* _What this task involves_
Reproduce the listing below word for word, with no pictures.

* _Information provided_
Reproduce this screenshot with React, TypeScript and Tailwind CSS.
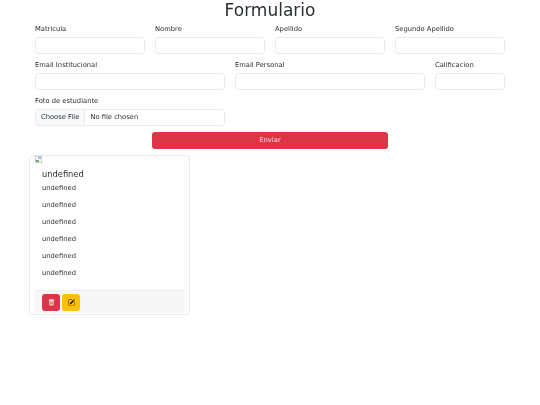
import React from 'react';
import { BsTrashFill, BsPencilSquare } from 'react-icons/bs';

const LINES = [0, 1, 2, 3, 4, 5];

const Field: React.FC<{ label: string; className: string }> = ({ label, className }) => (
    <div className={className}>
        <label className="block text-[6.75px] leading-[13px] mb-[1px]">{label}</label>
        <input type="text" className="block w-full h-[17px] border border-[#e9ecef] rounded-[3px]" />
    </div>
);

export default function App() {
    return (
        <div className="w-[540px] h-[405px] bg-white overflow-hidden">
            <div className="font-['DejaVu_Sans',sans-serif] text-[#2b3035] will-change-transform">
                <h1 className="text-center text-[17px] leading-[21px] font-normal">Formulario</h1>

                <form className="px-[30px]">
                    <div className="flex mt-[2px]">
                        <Field label="Matricula" className="w-[120px] px-[5px]" />
                        <Field label="Nombre" className="w-[120px] px-[5px]" />
                        <Field label="Apellido" className="w-[120px] px-[5px]" />
                        <Field label="Segundo Apellido" className="w-[120px] px-[5px]" />
                    </div>
                    <div className="flex mt-[5px]">
                        <Field label="Email Institucional" className="w-[200px] px-[5px]" />
                        <Field label="Email Personal" className="w-[200px] px-[5px]" />
                        <Field label="Calificacion" className="w-[80px] px-[5px]" />
                    </div>
                    <div className="flex mt-[5px]">
                        <div className="w-[200px] px-[5px]">
                            <label className="block text-[6.75px] leading-[13px] mb-[1px]">Foto de estudiante</label>
                            <div className="flex items-center h-[17px] border border-[#e9ecef] rounded-[3px] text-[6.75px] overflow-hidden">
                                <span className="h-full flex items-center px-[5px] bg-[#f8f9fa] border-r border-[#e9ecef]">Choose File</span>
                                <span className="px-[5px]">No file chosen</span>
                            </div>
                        </div>
                    </div>
                    <div className="flex justify-center mt-[6px]">
                        <button type="button" className="w-[236px] h-[17px] rounded-[3px] bg-[#dc3545] text-[#fbe3e5] text-[6.75px]">Enviar</button>
                    </div>
                </form>

                <div className="ml-[29px] mt-[6px] w-[161px] h-[160px] border border-[#e9ebed] rounded-[4px] flex flex-col">
                    <div className="pl-[5px] h-[8px]">
                        <svg width="7" height="7" viewBox="0 0 7 7">
                            <rect x="0.5" y="0.5" width="6" height="6" fill="#fff" stroke="#c5ccd4" />
                            <rect x="1" y="4" width="3" height="2" fill="#6fae5c" />
                            <rect x="3" y="1" width="3" height="2" fill="#a9c4ea" />
                        </svg>
                    </div>
                    <div className="flex-1 px-[12px] pt-[4px]">
                        <div className="text-[8.3px] leading-[12px] mb-[3px]">undefined</div>
                        {LINES.map(i => (
                            <p key={i} className="text-[6.75px] leading-[11px] mb-[6px]">undefined</p>
                        ))}
                    </div>
                    <div className="mx-[5px] mb-[1px] h-[23px] bg-[#f7f7f7] border-t border-[#eeeeee] flex items-center gap-[2px] px-[7px]">
                        <button type="button" className="w-[18px] h-[17px] rounded-[3px] bg-[#dc3545] flex items-center justify-center text-[#f8d7da]">
                            <BsTrashFill size={7} />
                        </button>
                        <button type="button" className="w-[18px] h-[17px] rounded-[3px] bg-[#ffc107] flex items-center justify-center text-black">
                            <BsPencilSquare size={7} />
                        </button>
                    </div>
                </div>
            </div>
        </div>
    );
}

* _Answer for the task_
Reproduce this screenshot with React, TypeScript and Tailwind CSS.
import React from 'react';
import { BsTrashFill, BsPencilSquare } from 'react-icons/bs';

const LINES = [0, 1, 2, 3, 4, 5];

const Field: React.FC<{ label: string; className: string }> = ({ label, className }) => (
    <div className={className}>
        <label className="block text-[6.75px] leading-[13px] mb-[1px]">{label}</label>
        <input type="text" className="block w-full h-[17px] border border-[#e9ecef] rounded-[3px]" />
    </div>
);

export default function App() {
    return (
        <div className="w-[540px] h-[405px] bg-white overflow-hidden">
            <div className="font-['DejaVu_Sans',sans-serif] text-[#2b3035] will-change-transform">
                <h1 className="text-center text-[17px] leading-[21px] font-normal">Formulario</h1>

                <form className="px-[30px]">
                    <div className="flex mt-[2px]">
                        <Field label="Matricula" className="w-[120px] px-[5px]" />
                        <Field label="Nombre" className="w-[120px] px-[5px]" />
                        <Field label="Apellido" className="w-[120px] px-[5px]" />
                        <Field label="Segundo Apellido" className="w-[120px] px-[5px]" />
                    </div>
                    <div className="flex mt-[5px]">
                        <Field label="Email Institucional" className="w-[200px] px-[5px]" />
                        <Field label="Email Personal" className="w-[200px] px-[5px]" />
                        <Field label="Calificacion" className="w-[80px] px-[5px]" />
                    </div>
                    <div className="flex mt-[5px]">
                        <div className="w-[200px] px-[5px]">
                            <label className="block text-[6.75px] leading-[13px] mb-[1px]">Foto de estudiante</label>
                            <div className="flex items-center h-[17px] border border-[#e9ecef] rounded-[3px] text-[6.75px] overflow-hidden">
                                <span className="h-full flex items-center px-[5px] bg-[#f8f9fa] border-r border-[#e9ecef]">Choose File</span>
                                <span className="px-[5px]">No file chosen</span>
                            </div>
                        </div>
                    </div>
                    <div className="flex justify-center mt-[6px]">
                        <button type="button" className="w-[236px] h-[17px] rounded-[3px] bg-[#dc3545] text-[#fbe3e5] text-[6.75px]">Enviar</button>
                    </div>
                </form>

                <div className="ml-[29px] mt-[6px] w-[161px] h-[160px] border border-[#e9ebed] rounded-[4px] flex flex-col">
                    <div className="pl-[5px] h-[8px]">
                        <svg width="7" height="7" viewBox="0 0 7 7">
                            <rect x="0.5" y="0.5" width="6" height="6" fill="#fff" stroke="#c5ccd4" />
                            <rect x="1" y="4" width="3" height="2" fill="#6fae5c" />
                            <rect x="3" y="1" width="3" height="2" fill="#a9c4ea" />
                        </svg>
                    </div>
                    <div className="flex-1 px-[12px] pt-[4px]">
                        <div className="text-[8.3px] leading-[12px] mb-[3px]">undefined</div>
                        {LINES.map(i => (
                            <p key={i} className="text-[6.75px] leading-[11px] mb-[6px]">undefined</p>
                        ))}
                    </div>
                    <div className="mx-[5px] mb-[1px] h-[23px] bg-[#f7f7f7] border-t border-[#eeeeee] flex items-center gap-[2px] px-[7px]">
                        <button type="button" className="w-[18px] h-[17px] rounded-[3px] bg-[#dc3545] flex items-center justify-center text-[#f8d7da]">
                            <BsTrashFill size={7} />
                        </button>
                        <button type="button" className="w-[18px] h-[17px] rounded-[3px] bg-[#ffc107] flex items-center justify-center text-black">
                            <BsPencilSquare size={7} />
                        </button>
                    </div>
                </div>
            </div>
        </div>
    );
}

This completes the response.